**Brief**
Go through the data below and gather each line containing "components".

**Data**
- - - - -
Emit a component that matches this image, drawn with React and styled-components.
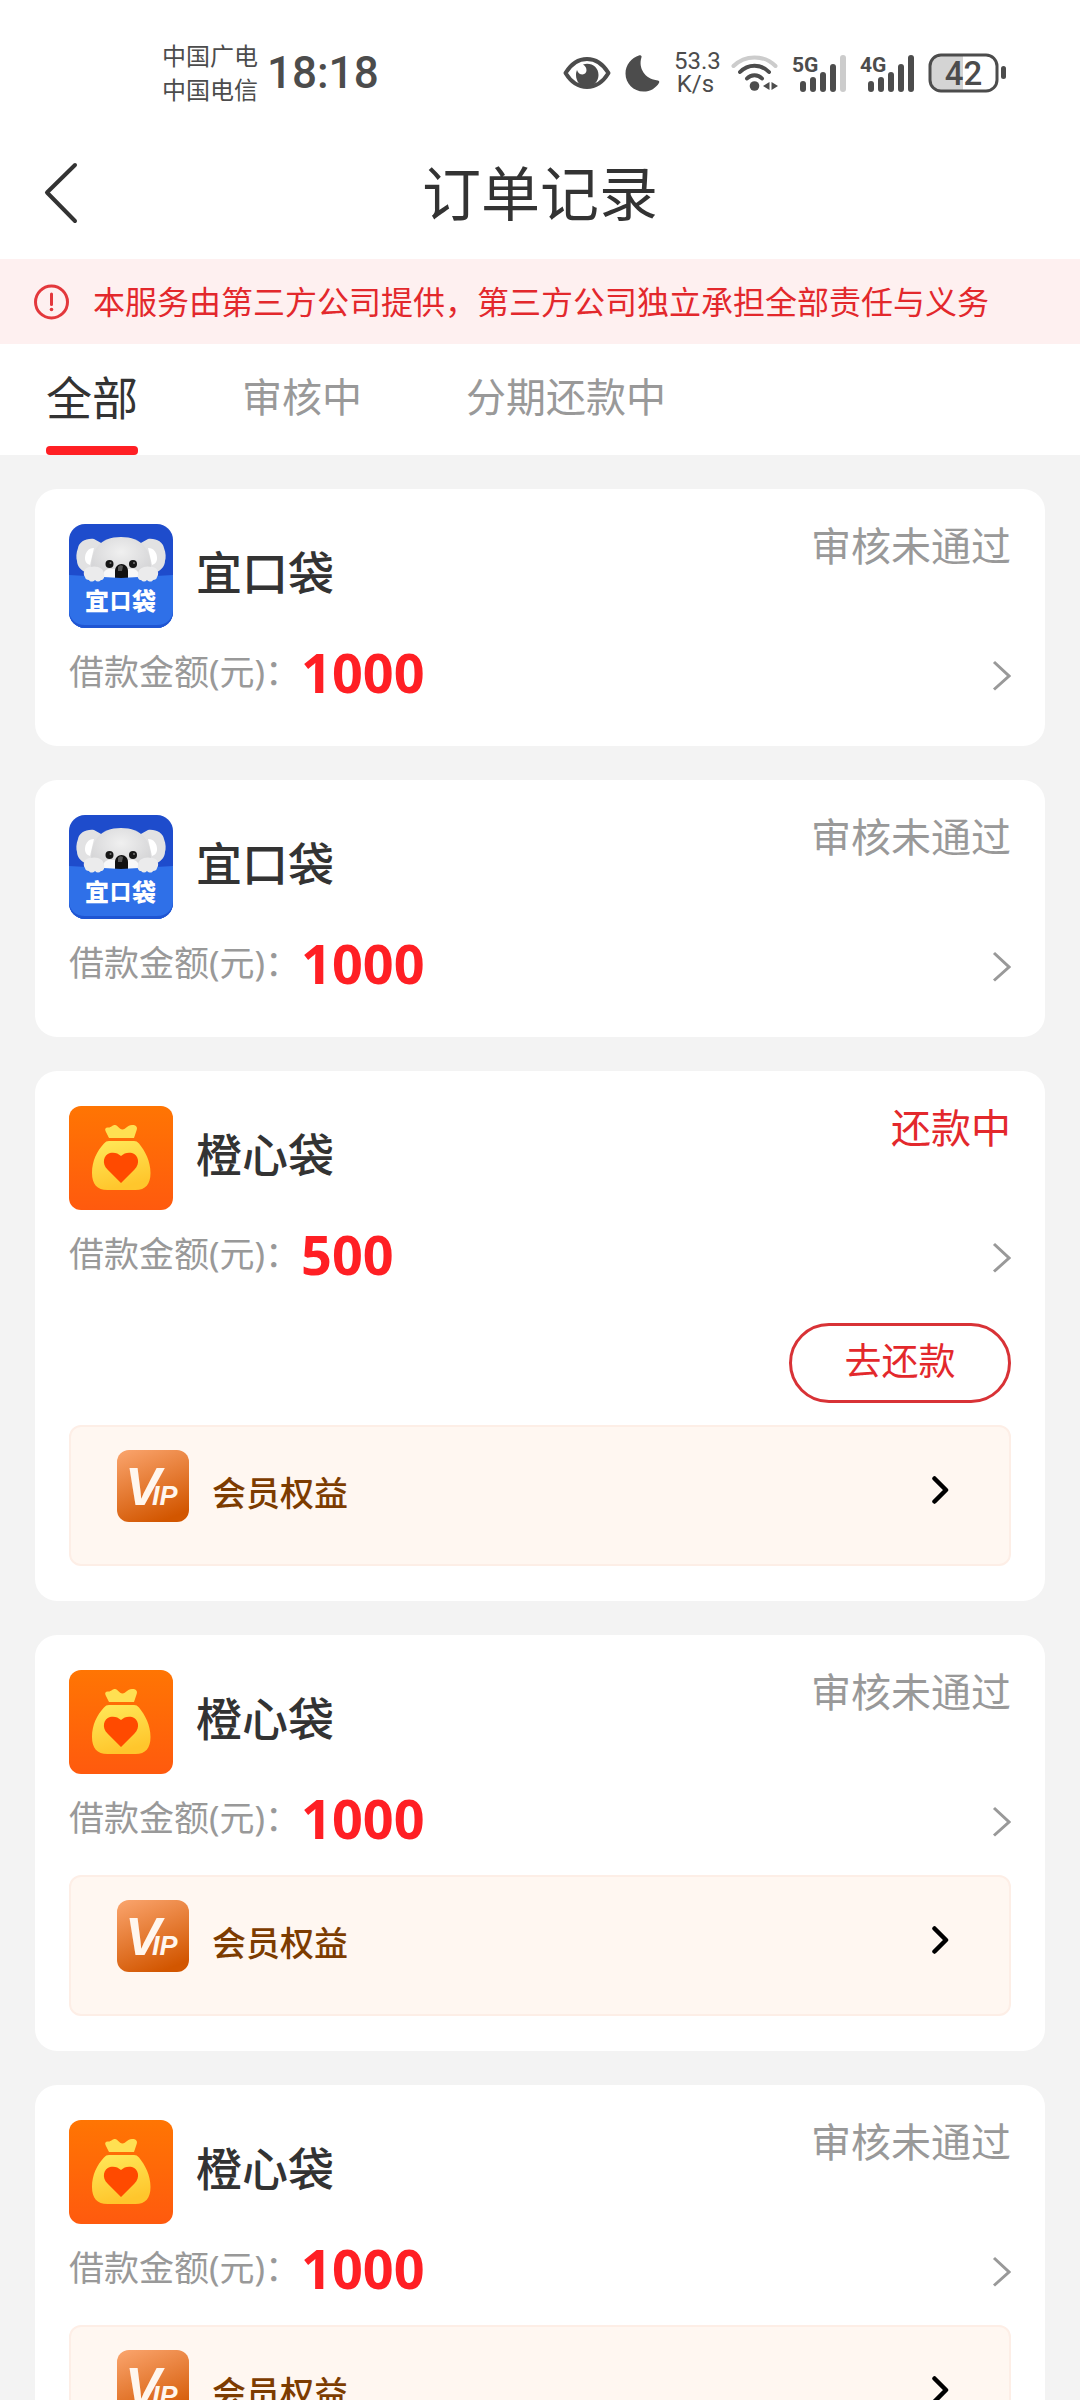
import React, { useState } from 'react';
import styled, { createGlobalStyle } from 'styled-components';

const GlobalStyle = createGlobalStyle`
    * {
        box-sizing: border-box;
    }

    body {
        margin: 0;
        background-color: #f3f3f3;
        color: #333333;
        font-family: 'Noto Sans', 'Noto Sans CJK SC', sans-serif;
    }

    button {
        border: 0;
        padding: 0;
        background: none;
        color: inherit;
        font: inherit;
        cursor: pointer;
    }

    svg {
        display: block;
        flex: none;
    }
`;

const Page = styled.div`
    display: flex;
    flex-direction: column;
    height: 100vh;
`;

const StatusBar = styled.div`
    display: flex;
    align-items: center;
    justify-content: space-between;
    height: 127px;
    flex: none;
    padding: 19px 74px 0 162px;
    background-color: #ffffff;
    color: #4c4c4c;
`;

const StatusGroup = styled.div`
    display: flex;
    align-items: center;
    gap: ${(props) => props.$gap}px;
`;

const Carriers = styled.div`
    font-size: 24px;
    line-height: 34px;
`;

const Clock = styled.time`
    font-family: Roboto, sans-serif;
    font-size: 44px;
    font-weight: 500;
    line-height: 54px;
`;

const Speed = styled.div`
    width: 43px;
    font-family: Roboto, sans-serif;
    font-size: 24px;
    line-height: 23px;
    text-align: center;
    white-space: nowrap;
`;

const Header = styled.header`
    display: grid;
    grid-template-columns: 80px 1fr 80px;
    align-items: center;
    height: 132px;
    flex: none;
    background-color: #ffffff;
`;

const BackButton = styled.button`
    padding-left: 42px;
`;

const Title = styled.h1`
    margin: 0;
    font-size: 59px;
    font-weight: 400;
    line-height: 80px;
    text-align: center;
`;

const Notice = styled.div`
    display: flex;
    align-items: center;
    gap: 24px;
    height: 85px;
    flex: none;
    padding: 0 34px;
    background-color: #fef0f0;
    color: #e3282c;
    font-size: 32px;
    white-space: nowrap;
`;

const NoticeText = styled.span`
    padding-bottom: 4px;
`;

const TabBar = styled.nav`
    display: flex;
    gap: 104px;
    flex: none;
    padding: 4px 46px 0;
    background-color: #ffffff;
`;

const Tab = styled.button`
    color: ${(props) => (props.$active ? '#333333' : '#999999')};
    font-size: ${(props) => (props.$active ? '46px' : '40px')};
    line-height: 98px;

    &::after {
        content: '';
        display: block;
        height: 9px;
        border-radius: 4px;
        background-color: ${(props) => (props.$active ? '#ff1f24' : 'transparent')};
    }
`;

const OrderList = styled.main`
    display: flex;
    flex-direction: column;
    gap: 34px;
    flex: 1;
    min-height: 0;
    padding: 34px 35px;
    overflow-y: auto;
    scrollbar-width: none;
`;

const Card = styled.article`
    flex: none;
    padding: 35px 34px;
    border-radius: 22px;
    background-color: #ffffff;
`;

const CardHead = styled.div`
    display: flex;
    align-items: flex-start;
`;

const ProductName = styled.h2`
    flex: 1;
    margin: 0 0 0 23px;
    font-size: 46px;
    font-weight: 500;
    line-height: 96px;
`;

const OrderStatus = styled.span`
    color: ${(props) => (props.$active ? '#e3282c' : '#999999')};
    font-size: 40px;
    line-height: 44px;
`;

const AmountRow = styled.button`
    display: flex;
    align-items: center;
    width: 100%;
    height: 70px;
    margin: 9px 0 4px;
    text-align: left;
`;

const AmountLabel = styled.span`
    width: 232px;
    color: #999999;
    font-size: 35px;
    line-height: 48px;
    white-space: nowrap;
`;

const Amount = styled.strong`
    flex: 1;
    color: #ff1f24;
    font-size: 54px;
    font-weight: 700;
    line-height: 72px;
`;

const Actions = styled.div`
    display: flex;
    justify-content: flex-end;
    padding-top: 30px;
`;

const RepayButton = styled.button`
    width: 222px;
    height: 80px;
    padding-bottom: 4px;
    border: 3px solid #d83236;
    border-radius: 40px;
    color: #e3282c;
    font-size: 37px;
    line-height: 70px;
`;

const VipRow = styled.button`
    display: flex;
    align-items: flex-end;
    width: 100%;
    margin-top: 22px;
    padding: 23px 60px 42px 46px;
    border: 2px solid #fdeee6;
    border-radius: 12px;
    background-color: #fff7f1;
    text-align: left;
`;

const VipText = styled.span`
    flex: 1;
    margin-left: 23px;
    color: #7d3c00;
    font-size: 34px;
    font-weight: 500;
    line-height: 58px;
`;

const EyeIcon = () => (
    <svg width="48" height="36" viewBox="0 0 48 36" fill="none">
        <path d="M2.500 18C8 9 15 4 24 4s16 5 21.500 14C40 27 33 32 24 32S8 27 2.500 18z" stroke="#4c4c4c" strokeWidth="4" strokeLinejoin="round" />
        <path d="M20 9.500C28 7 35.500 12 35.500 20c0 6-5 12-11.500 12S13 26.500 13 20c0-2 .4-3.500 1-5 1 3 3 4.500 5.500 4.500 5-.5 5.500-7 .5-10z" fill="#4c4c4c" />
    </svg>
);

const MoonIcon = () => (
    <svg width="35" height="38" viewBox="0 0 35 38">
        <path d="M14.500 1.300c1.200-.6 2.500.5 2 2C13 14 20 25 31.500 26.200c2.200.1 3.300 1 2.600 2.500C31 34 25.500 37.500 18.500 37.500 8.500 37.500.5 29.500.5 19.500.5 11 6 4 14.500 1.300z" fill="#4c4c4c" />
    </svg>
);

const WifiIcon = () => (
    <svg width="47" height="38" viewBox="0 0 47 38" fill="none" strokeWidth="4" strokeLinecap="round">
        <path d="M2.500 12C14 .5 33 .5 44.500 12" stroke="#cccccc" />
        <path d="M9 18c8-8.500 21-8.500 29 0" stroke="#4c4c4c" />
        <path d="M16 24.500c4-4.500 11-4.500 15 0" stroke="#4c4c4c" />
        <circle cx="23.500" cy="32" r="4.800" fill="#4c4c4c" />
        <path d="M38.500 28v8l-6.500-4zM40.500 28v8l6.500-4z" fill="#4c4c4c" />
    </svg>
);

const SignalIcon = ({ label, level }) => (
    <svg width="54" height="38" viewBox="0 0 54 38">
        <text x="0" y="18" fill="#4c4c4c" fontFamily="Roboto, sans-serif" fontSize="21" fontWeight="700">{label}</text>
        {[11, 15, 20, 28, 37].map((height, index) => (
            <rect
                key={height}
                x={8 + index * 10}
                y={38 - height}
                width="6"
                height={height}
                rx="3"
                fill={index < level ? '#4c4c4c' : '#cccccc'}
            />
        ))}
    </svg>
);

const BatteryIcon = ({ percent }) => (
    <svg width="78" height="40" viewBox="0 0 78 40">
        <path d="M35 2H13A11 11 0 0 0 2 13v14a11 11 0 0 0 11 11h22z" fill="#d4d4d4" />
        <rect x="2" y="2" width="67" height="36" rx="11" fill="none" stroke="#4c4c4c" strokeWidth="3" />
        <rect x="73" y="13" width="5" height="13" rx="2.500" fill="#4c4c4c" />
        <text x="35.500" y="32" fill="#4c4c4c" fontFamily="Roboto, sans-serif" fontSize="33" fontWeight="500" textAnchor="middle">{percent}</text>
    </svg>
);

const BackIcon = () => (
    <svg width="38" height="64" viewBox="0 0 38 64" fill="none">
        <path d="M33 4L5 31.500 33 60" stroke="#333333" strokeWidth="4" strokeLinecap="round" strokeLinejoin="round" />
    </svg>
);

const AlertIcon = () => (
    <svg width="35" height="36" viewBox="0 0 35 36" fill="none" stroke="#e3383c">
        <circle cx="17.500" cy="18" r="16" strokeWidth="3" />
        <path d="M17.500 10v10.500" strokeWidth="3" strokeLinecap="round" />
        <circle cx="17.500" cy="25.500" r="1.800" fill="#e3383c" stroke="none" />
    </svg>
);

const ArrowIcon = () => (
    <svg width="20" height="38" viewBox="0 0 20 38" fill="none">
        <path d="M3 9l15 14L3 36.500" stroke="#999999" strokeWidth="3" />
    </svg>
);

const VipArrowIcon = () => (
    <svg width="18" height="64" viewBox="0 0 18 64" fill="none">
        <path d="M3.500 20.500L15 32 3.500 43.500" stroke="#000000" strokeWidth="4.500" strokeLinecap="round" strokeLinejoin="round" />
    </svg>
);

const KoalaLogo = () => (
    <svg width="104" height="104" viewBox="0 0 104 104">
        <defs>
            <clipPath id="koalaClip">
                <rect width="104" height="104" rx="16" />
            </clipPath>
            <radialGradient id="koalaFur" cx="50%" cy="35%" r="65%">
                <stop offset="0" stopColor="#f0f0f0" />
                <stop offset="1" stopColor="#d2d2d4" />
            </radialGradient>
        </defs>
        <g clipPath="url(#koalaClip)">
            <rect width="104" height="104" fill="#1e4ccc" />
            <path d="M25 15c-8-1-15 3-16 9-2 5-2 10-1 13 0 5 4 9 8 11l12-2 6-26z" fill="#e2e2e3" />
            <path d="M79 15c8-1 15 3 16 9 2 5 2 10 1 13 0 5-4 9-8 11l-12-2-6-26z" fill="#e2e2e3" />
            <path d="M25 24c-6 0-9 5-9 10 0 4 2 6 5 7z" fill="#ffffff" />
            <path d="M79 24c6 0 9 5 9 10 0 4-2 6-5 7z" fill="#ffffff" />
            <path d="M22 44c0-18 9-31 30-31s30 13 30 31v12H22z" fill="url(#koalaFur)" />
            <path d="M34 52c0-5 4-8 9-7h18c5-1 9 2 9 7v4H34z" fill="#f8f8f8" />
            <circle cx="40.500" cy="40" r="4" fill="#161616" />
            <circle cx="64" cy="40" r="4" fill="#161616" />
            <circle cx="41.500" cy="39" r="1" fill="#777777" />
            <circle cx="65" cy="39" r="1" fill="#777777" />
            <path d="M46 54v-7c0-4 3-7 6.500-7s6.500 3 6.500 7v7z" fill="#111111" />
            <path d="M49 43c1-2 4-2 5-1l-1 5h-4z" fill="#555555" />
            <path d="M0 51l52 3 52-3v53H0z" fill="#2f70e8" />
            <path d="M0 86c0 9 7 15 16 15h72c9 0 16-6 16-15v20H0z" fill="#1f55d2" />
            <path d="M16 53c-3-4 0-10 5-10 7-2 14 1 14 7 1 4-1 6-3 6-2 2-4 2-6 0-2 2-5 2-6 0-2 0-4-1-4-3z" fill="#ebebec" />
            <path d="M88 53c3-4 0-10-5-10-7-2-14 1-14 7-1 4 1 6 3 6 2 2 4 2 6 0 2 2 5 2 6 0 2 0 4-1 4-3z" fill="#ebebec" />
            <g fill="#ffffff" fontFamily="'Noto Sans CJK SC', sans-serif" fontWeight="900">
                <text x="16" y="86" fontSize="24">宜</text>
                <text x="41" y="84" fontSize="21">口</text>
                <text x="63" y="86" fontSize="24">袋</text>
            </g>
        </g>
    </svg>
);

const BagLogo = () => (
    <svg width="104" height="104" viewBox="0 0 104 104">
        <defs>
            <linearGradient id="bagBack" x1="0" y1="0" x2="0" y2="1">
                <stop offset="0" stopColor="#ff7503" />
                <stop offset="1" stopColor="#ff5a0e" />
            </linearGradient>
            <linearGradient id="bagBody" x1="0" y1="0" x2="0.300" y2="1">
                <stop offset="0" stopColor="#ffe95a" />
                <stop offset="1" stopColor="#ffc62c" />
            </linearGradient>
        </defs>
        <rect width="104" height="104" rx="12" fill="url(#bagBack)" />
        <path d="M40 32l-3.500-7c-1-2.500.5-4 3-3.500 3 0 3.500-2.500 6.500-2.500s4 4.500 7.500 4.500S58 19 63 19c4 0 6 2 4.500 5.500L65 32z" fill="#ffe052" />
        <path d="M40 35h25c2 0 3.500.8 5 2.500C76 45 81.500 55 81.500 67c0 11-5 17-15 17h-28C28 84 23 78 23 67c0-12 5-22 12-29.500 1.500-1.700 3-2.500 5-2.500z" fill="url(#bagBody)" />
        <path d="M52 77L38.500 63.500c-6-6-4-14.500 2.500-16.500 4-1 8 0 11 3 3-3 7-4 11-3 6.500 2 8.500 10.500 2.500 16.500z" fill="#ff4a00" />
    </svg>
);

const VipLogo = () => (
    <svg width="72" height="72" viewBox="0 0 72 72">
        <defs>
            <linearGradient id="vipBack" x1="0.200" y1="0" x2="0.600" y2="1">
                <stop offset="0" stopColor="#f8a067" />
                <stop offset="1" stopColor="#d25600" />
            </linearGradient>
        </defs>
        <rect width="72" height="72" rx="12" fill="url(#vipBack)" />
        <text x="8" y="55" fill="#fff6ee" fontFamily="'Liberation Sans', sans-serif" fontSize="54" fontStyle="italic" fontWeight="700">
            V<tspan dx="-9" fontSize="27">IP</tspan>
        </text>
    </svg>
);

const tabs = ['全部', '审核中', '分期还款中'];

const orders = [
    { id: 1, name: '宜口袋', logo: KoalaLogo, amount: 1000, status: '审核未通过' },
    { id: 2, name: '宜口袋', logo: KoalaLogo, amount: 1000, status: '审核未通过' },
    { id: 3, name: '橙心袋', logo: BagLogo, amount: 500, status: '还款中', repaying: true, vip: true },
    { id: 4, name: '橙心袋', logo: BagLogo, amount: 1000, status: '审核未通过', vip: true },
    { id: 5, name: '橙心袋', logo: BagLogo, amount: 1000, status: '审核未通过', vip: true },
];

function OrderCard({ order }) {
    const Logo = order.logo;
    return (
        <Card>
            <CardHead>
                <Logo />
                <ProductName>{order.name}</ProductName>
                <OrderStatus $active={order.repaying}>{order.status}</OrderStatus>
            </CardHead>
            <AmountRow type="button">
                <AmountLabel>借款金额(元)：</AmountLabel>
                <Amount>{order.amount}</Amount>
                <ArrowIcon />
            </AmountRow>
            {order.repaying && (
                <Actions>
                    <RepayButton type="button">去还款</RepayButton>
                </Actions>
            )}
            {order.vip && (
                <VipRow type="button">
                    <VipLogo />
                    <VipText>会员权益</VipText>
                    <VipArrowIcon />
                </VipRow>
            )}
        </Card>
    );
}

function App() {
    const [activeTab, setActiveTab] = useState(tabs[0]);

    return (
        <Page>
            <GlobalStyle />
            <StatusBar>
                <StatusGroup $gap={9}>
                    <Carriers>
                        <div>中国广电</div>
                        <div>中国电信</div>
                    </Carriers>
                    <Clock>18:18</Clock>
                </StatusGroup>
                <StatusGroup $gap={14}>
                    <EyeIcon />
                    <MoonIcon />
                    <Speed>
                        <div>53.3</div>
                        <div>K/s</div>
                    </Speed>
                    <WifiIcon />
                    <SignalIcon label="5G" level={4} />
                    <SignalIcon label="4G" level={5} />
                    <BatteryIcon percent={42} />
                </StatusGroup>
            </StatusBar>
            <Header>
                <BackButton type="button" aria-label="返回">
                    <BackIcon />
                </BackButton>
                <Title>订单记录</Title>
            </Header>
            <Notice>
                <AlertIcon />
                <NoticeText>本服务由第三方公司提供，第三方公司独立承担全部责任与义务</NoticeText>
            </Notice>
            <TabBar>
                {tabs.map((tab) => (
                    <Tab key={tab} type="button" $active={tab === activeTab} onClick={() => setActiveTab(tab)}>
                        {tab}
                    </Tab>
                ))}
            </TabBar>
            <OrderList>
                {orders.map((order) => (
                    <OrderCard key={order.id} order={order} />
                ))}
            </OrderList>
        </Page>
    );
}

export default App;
- - - - -
**Result of the task**
Emit a component that matches this image, drawn with React and styled-components.
import styled, { createGlobalStyle } from 'styled-components';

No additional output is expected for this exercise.